This is the town's one chance to create a critical feature on an important town-owned asset, at the heart of Irasville. For at least five years, the town planning commission has been working on updating the zoning for Irasville and has identified the area near the town pond as an ideal location for an arts and entertainment zone and for mixed use commercial and residential.

It is critical, then, to think about the dam in terms of how that area of town will be used in 50 to 100 years, rather than in terms of how to fix it quickly and cheaply.

The cost of replacing the earthen dam is $70,000 to $80,000. The cost of replacing it with an open spillway is the same. The replacement dam does not have to be an open spillway; there could be any number of aesthetic solutions that better suit the location. 

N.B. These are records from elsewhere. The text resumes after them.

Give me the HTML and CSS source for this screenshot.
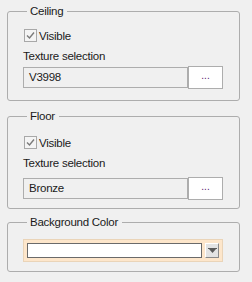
FILE: index.html
```html
<!DOCTYPE html>
<html>
	<head>
		<meta charset="UTF-8">
		<title>Texture settings</title>
		<link rel="stylesheet" href="styles.css">
	</head>
	<body>
		<div class="panel">
			<fieldset class="group ceiling">
				<legend>Ceiling</legend>
				<label class="check">
					<span class="box"><svg width="11" height="11" viewBox="0 0 11 11"><path d="M2 5.5 L4.5 8 L9 2.5" fill="none" stroke="#7a7a7a" stroke-width="1.4"/></svg></span>
					Visible
				</label>
				<div class="caption">Texture selection</div>
				<div class="picker">
					<div class="field">V3998</div>
					<button class="browse">...</button>
				</div>
			</fieldset>
			<fieldset class="group floor">
				<legend>Floor</legend>
				<label class="check">
					<span class="box"><svg width="11" height="11" viewBox="0 0 11 11"><path d="M2 5.5 L4.5 8 L9 2.5" fill="none" stroke="#7a7a7a" stroke-width="1.4"/></svg></span>
					Visible
				</label>
				<div class="caption">Texture selection</div>
				<div class="picker">
					<div class="field">Bronze</div>
					<button class="browse">...</button>
				</div>
			</fieldset>
			<fieldset class="group color">
				<legend>Background Color</legend>
				<div class="combo">
					<div class="swatch"></div>
					<span class="drop"><svg width="9" height="6" viewBox="0 0 9 6"><path d="M0 0 H9 V1 H0 Z M1 1 H8 L4.5 5 Z" fill="#5a5a5a"/></svg></span>
				</div>
			</fieldset>
		</div>
	</body>
</html>
```

FILE: styles.css
```css
*{
	box-sizing: border-box;
}
body{
	margin: 0;
	background: #f0f0f0;
	font-family: "Liberation Sans", Arial, sans-serif;
	font-size: 11.5px;
	letter-spacing: -0.25px;
	color: #1a1a1a;
}
.panel{
	padding: 4px 0 0 7px;
}
.group{
	width: 233px;
	margin: 0 0 8px;
	padding: 10px 15px 11px;
	border: 1px solid #adadad;
	border-radius: 3px;
}
.group legend{
	margin-left: 4px;
	padding: 0 4px 0 3px;
	line-height: 14px;
}
.check{
	display: flex;
	align-items: center;
	gap: 2px;
	height: 15px;
	margin-left: 1px;
}
.box{
	width: 13px;
	height: 13px;
	border: 1px solid #a8a8a8;
	background: #f4f4f4;
	display: flex;
	align-items: center;
	justify-content: center;
}
.caption{
	margin-top: 6px;
	line-height: 15px;
}
.picker{
	display: flex;
	align-items: center;
	margin-top: 2px;
}
.field{
	width: 165px;
	height: 21px;
	border: 1px solid #adadad;
	padding: 2px 5px;
	line-height: 15px;
}
.browse{
	width: 35px;
	height: 23px;
	border: 1px solid #adadad;
	background: #fff;
	font: inherit;
	color: #5a1a6a;
	padding: 0 0 4px;
	line-height: 12px;
	font-size: 10px;
}
.floor{
	margin-bottom: 6px;
	padding-top: 12px;
	padding-bottom: 8px;
}
.floor .picker{
	margin-top: 6px;
}
.color{
	padding-top: 10px;
	padding-bottom: 9px;
}
.combo{
	width: 200px;
	height: 23px;
	background: #fde6cb;
	border: 1px solid #ead4b8;
	display: flex;
	align-items: center;
	padding: 0 3px;
	gap: 3px;
}
.swatch{
	width: 176px;
	height: 15px;
	background: #fff;
	border: 1px solid #6a6a6a;
}
.drop{
	width: 14px;
	height: 15px;
	background: #e3e3e3;
	border: 1px solid;
	border-color: #fff #8a8a8a #8a8a8a #fff;
	display: flex;
	align-items: center;
	justify-content: center;
}
```
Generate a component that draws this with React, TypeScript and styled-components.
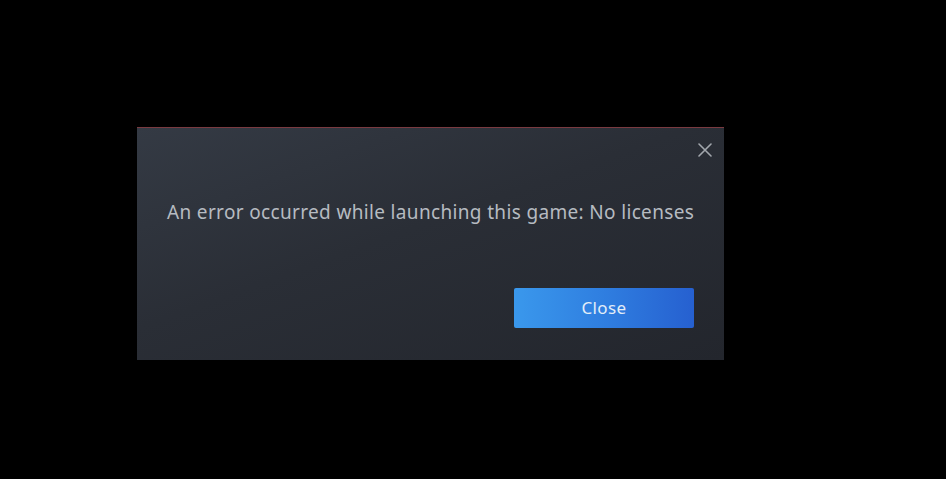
import React from "react";
import styled, { createGlobalStyle } from "styled-components";

const Global = createGlobalStyle`
  html, body { margin: 0; padding: 0; background: #000; width: 946px; height: 479px; overflow: hidden; }
  * { box-sizing: border-box; }
`;

const Page = styled.div`
  width: 946px;
  height: 479px;
  padding: 127px 0 0 137px;
`;

const Dialog = styled.div`
  width: 587px;
  height: 233px;
  position: relative;
  border-top: 1px solid #7a3a40;
  background: linear-gradient(160deg, #343a44 0%, #2a2e36 45%, #23262d 100%);
  padding: 72px 30px 0 30px;
  display: flex;
  flex-direction: column;
  font-family: "Noto Sans", "Open Sans", sans-serif;
`;

const CloseX = styled.button`
  position: absolute;
  top: 13px;
  right: 10px;
  width: 18px;
  height: 18px;
  padding: 0;
  border: none;
  background: transparent;
  display: flex;
  align-items: center;
  justify-content: center;
`;

const Message = styled.div`
  color: #b6bbc1;
  font-size: 19px;
  letter-spacing: 0.34px;
  line-height: 24px;
  white-space: nowrap;
`;

const Footer = styled.div`
  display: flex;
  justify-content: flex-end;
  margin-top: 64px;
`;

const Button = styled.button`
  width: 180px;
  height: 40px;
  border: none;
  border-radius: 2px;
  background: linear-gradient(90deg, #3a98ec 0%, #2f7ee0 50%, #2660d0 100%);
  color: #e3edf8;
  font-family: "Noto Sans", "Open Sans", sans-serif;
  font-size: 17px;
  letter-spacing: 0.4px;
  padding: 0 0 1px 0;
`;

export default function App() {
  return (
    <>
      <Global />
      <Page>
        <Dialog>
          <CloseX aria-label="close">
            <svg width="14" height="14" viewBox="0 0 14 14">
              <path d="M1 1 L13 13 M13 1 L1 13" stroke="#a2a7ad" strokeWidth="1.6" strokeLinecap="round" />
            </svg>
          </CloseX>
          <Message>An error occurred while launching this game: No licenses</Message>
          <Footer>
            <Button>Close</Button>
          </Footer>
        </Dialog>
      </Page>
    </>
  );
}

The state does not have jurisdiction over the type of dam that the town selects and choosing a type that the state does not prefer changes nothing for the town in terms of permitting, engineering, liability, etc. It is not the state's decision.

The Valley is full of creative thinkers who could come up with ideas on how to make what could be Waitsfield's most beautiful public park into a spectacular public asset for the town. We need a solution for the dam that will work now and in the future.

Fifty to one hundred years from now, when that area of Irasville hosts a vibrant neighborhood with an artists' colony co-existing with residents and businesses, will we wish we had done more than simply replace a failed earthen berm with another earthen berm?

Will we regret that we had an opportunity to envision the best forward thinking solution for that area and we opted for political expediency?

This project needs to be looked at from a long-term planning perspective rather than a timorous "don't aggravate the state" perspective. Waitsfield needs to do the right thing for the right reason with the dam replacement project.